In Hendricks' case, contracts with both districts included a provision for prior board approval before taking on other employment, responsibilities or professional activities.

Reynolds said he knows of some superintendents who have worked in more than one district at the same time, but such situations usually occur with the full knowledge of the affected boards.

District 157 School Board Secretary Terri Morrison said Hendricks never asked permission, nor did the board give approval, for her to work for another district before her scheduled departure.
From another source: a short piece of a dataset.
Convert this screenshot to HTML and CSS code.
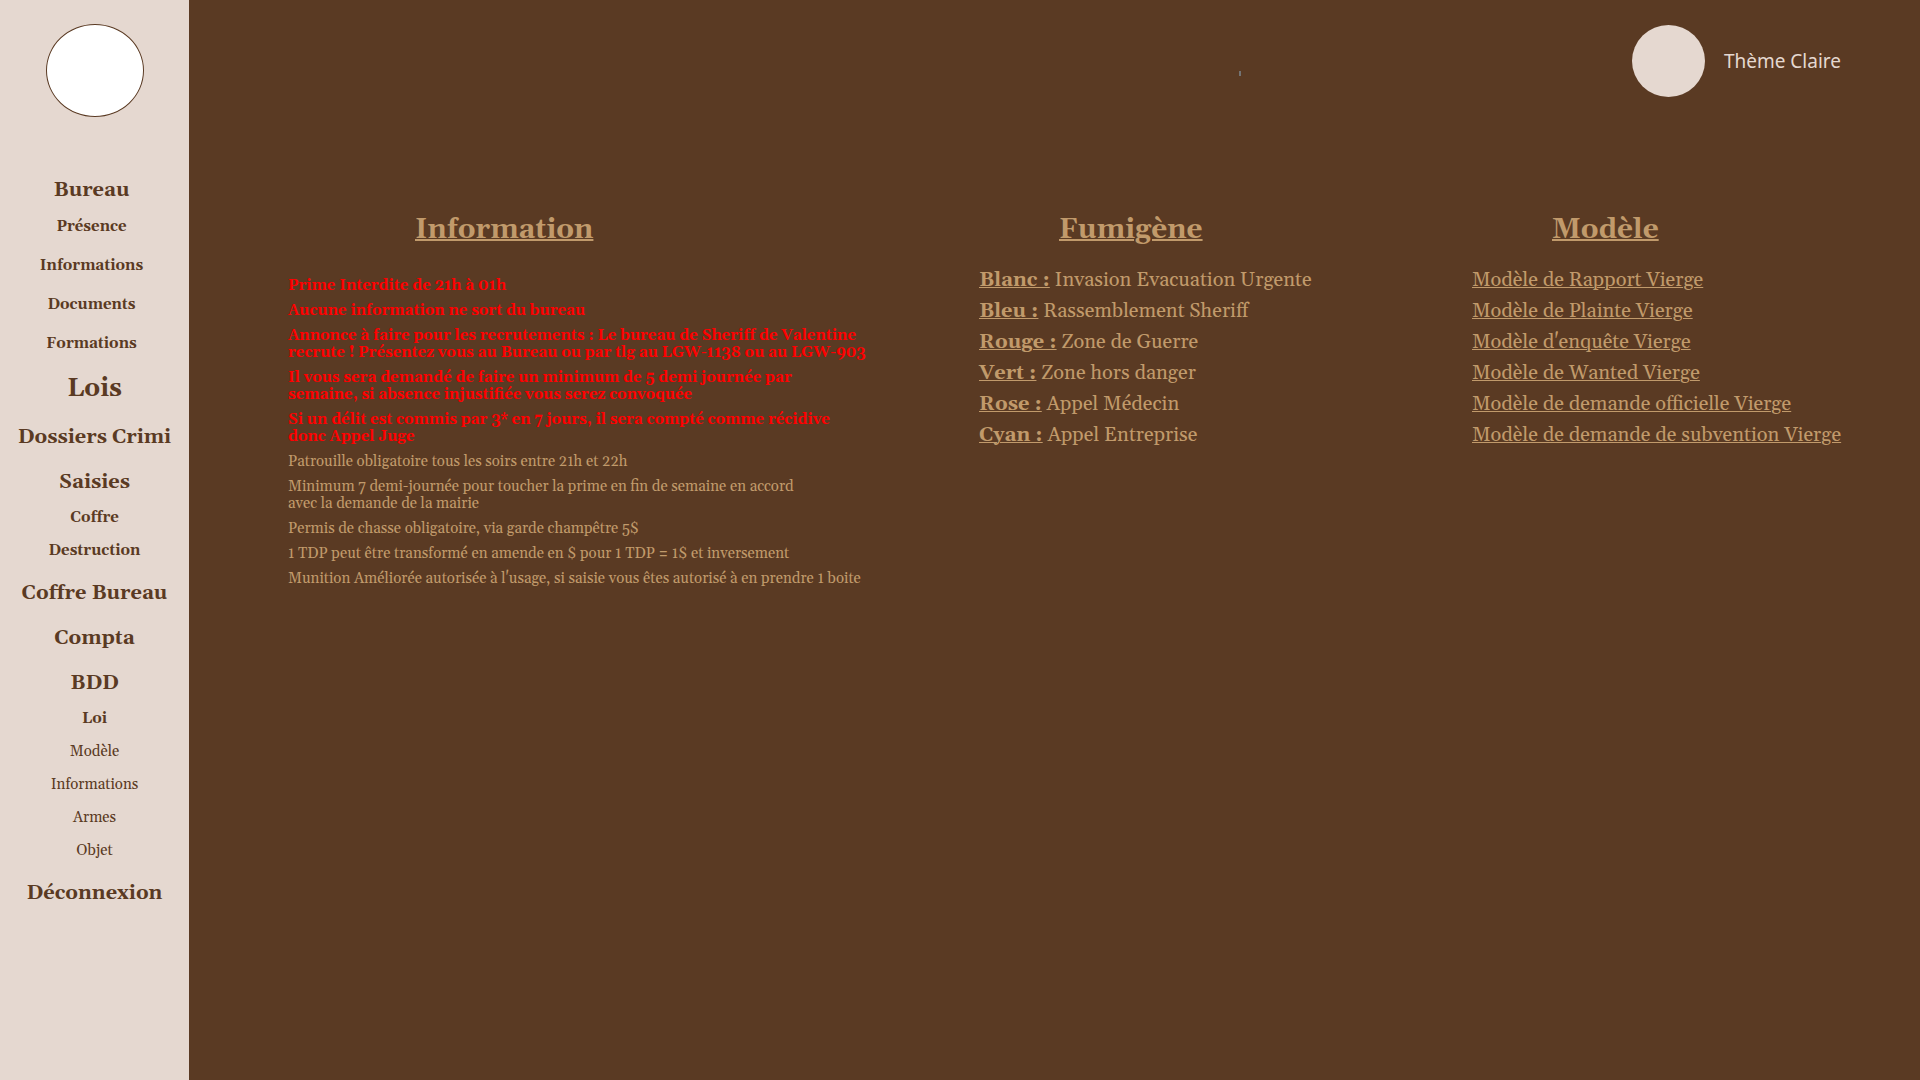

Morrison, District 157 School Board President Natalie Barnes and board member John Kresich said the situation should be looked at.

"Legally, she was still on our payroll until July 15. She could have gotten a job with another district, I have no problem with that," Morrison said. "(But) she should have resigned immediately so our taxpayers didn't have to pay out more money.

"Even though she's on leave, she's still under our employ because she was getting a full paycheck, and that's wrong."

Repeated attempts to reach Hendricks were unsuccessful, as were attempts to reach Chris Welch, a former attorney for District 157, a partner in the law firm representing District 88 and the School Board president of neighboring Proviso Township High Schools District 209.

Attorneys for District 157 did not return numerous phone calls from The Times.

Two District 88 School Board members -- Board President Tommy Miller and Marilyn Thurman, the board's senior member -- said they knew Hendricks had resigned from the Calumet City district. But they didn't know Hendricks' resignation had yet to take effect, or that she was under contract and being paid by District 157 when she was hired.

President Tommy Miller said he thought "she had served her time in that district" when she came to District 88.

"That is something we are going to look into," he said. "You really can't be under contract with two districts at the same time."